Governor Olli Rehn’s remarks at the BOFIT 30th Anniversary Dinner
on 9 November 2021,
Bank of Finland, Helsinki

Ladies and Gentlemen, Your Excellencies, Dear Friends and Partners of BOFIT,

May I wish you a very warm welcome to this Anniversary Dinner and to the Bank of Finland. I am delighted that you have been able to join us this evening to celebrate BOFIT’s 30th Anniversary with us. We highly appreciate our partnership with you, in academia, the media and administration, a partnership that goes back many years.

While BOFIT is a dynamic, no doubt cool and chill zoomer at 30, its home base – the Bank of Finland – is already a grown-up boomer at 210 years of age.

In the global history of central banking, the Bank of Finland is certainly no novice. Founded in 1811, the Bank of Finland is the fourth oldest central bank in the world today. Only the Swedish, British and French central banks are older than us.

However, we could even make a claim to share Sweden’s top position – its central bank, Riksbanken, was founded in 1668 when Finland was still firmly part of the Kingdom of Sweden! In fact, our best-known economist before the 2016 Nobelist Bengt Holmström, was Anders Chydenius, who played a very active role in the economic policy debates of 18th century Stockholm. He was so active in monetary policy that he was effectively sacked from the Riksdagen, the Swedish Parliament, since he was calling for an end to the hard currency approach that was ruining the nation’s industries. No wonder he gained a reputation as a champion of free speech and freedom of expression!

Anyway, following its foundation the Bank of Finland played a catalyst role in the nation-building process in Finland. Autonomous institutions in economic and monetary policy-making were established in parallel with the evolution of an increasingly politically aware civil society and newspapers. These were followed by political and constitutional independence. And some decades later on Friday 1 December 1939, the Government of the Winter War was essentially constructed on these very premises, on the second day of the war when Helsinki was bombed by Soviet planes. The decision was shaped in a meeting of Väinö Tanner, the great ”old menshevik” and the leader of Social Democrats, and Governor Risto Ryti, who were joined later on the day by Kyösti Kallio, President of the Republic at the time.

Now you may wonder where the acronym “BOFIT” actually comes from. Let me tell you. As I noted in my opening remarks today, its origins can be traced to the Bank of Finland’s Bilateral Trade Department, which focused on trade with the then Soviet Union. In Finnish, the department’s name was “idänkauppa”, and research in this field was “idäntutkimus”, so an ‘i’ and a ‘t’. The next thing was to combine this IT with the BOF for Bank of Finland: BOFIT!

While we have held on to the handy BOFIT acronym all this time – and will certainly keep the brand – the actual full name of the Institute has changed over the years. Each time this has reflected relevant real-world changes in geopolitics and in the global economy. Until last year, the full name was “Bank of Finland Institute for Economies in Transition”.

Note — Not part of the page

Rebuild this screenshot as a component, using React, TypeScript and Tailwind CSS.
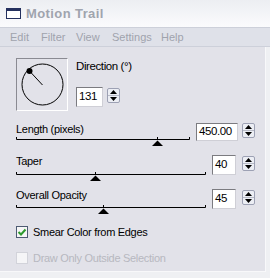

However, the word “transition” is not necessarily the most appropriate one any longer, for various reasons. So, we settled for the new name, Bank of Finland Institute for Emerging Economies, which follows the currently valid taxonomy in international political economy and will certainly serve BOFIT well.

Ladies and Gentlemen,

For those of you who were able to attend the conference today, I hope you found today’s discussions at the conference enlightening. In my view, one thing in particular is worth noting and let me reiterate that. That is, in spite of all the ongoing global tensions, the return of power politics, and the talk of a new Cold War, global policy cooperation among the central banks is very much alive and functioning. Indeed, this cooperation was crucial in sparing the world economy from a new recession or even a depression, when the Covid-19 pandemic forced the global economy into lockdowns and slow motion began 20 months ago.

The rapid and forceful action by the Federal Reserve and the European Central Bank has supported the economy through troubled waters. For instance, the dollar swap lines agreed between the Fed, the ECB and four other Western central banks preserved dollar funding, which is the fuel of the financial system and thus of the world economy. And all through the crisis, cooperation with the People’s Bank of China and Bank of Russia has also remained at a very good level.

As far as the central banks are concerned, our intention is to keep it that way. There is clearly not a surplus of pragmatic policy cooperation in the world today. The ongoing COP26 climate conference in Glasgow will be a key litmus test of international cooperation across a global stage.

I hope today’s BOFIT 30th Anniversary Conference has done its part and served its purpose in sending a signal and fostering a spirit of productive and effective cooperation.

Last but not least, I would like to thank Dr. Iikka Korhonen and the whole BOFIT team for organizing such an excellent conference.

Let’s give them a big hand now!

With these words, let me wish you an enjoyable evening! Bon appétit!